If there's a system in place for us to be able to host our own servers, or... I don't know? OWN the game we bought and play it because we OWN it because we PAID for it. Then yeah, that's good and it's a good movement and I fully support it.
I genuinely don't understand the other side of this argument because it just feels like no for the sake of no.
Now they want more.
If you're passionate about making games chances are you're not going to succeed financially. Set your sights on personal success in the artistic sense. Can you communicate what you wanted, can you enrich some people's lives a bit with your work? It doesn't pay the bills, and that's not really fair, but it's also not unique. Lots of valuable labor receives no reward.
None of this is really relevant to the law in question though, which is itself pretty basic consumer protection against a company yanking back something it sold.
Even back in the day, if I paid 60 bucks and spent less then 40 hours solving the game I was disappointed and felt like I paid too much. I invested in the hardware and software and I expect something out it.
Happy to pay for your game but don't hobble it or subject me to ads.
Sure, I'll spend $5 on a game I play for 10 hours, but it's still a bad value for me comparatively.
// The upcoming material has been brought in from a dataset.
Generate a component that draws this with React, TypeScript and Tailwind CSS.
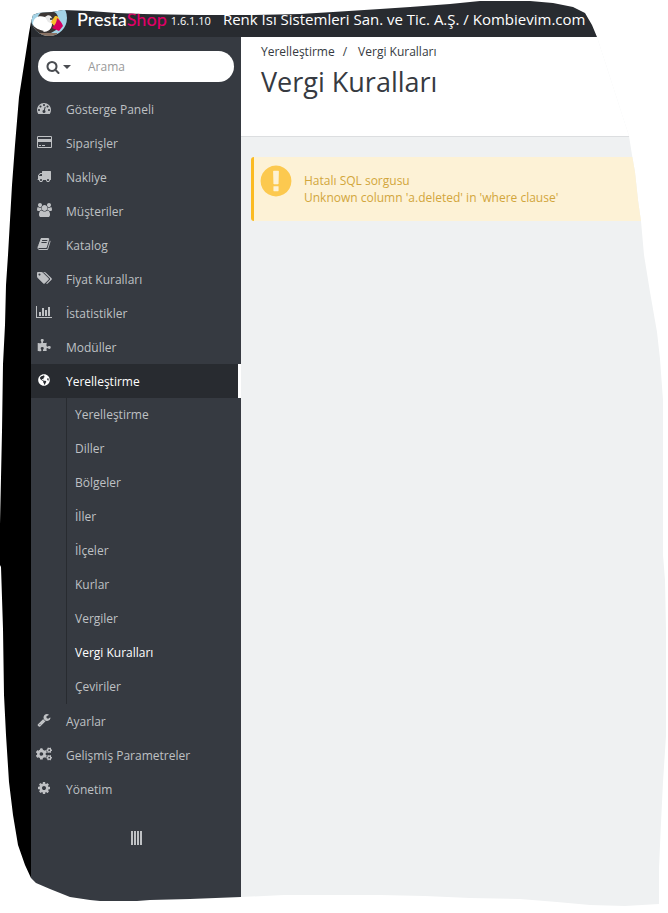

When I do it, it's usually because I like what the developer did and want them to get some financial support. This is also why there are hundreds of unplayed games in my Steam account.
Your $5 game is competing with every game I have available to me and the market is _saturated_. A lot of game development is just bad investment. Like Ubisoft spending $500 million to develop Beyond Good and Evil 2. If that ever even releases, but why would you spend half a billion dollars following up a flop. A beloved flop but a flop.
Consumers of creative works generally are paying for the result, not the process.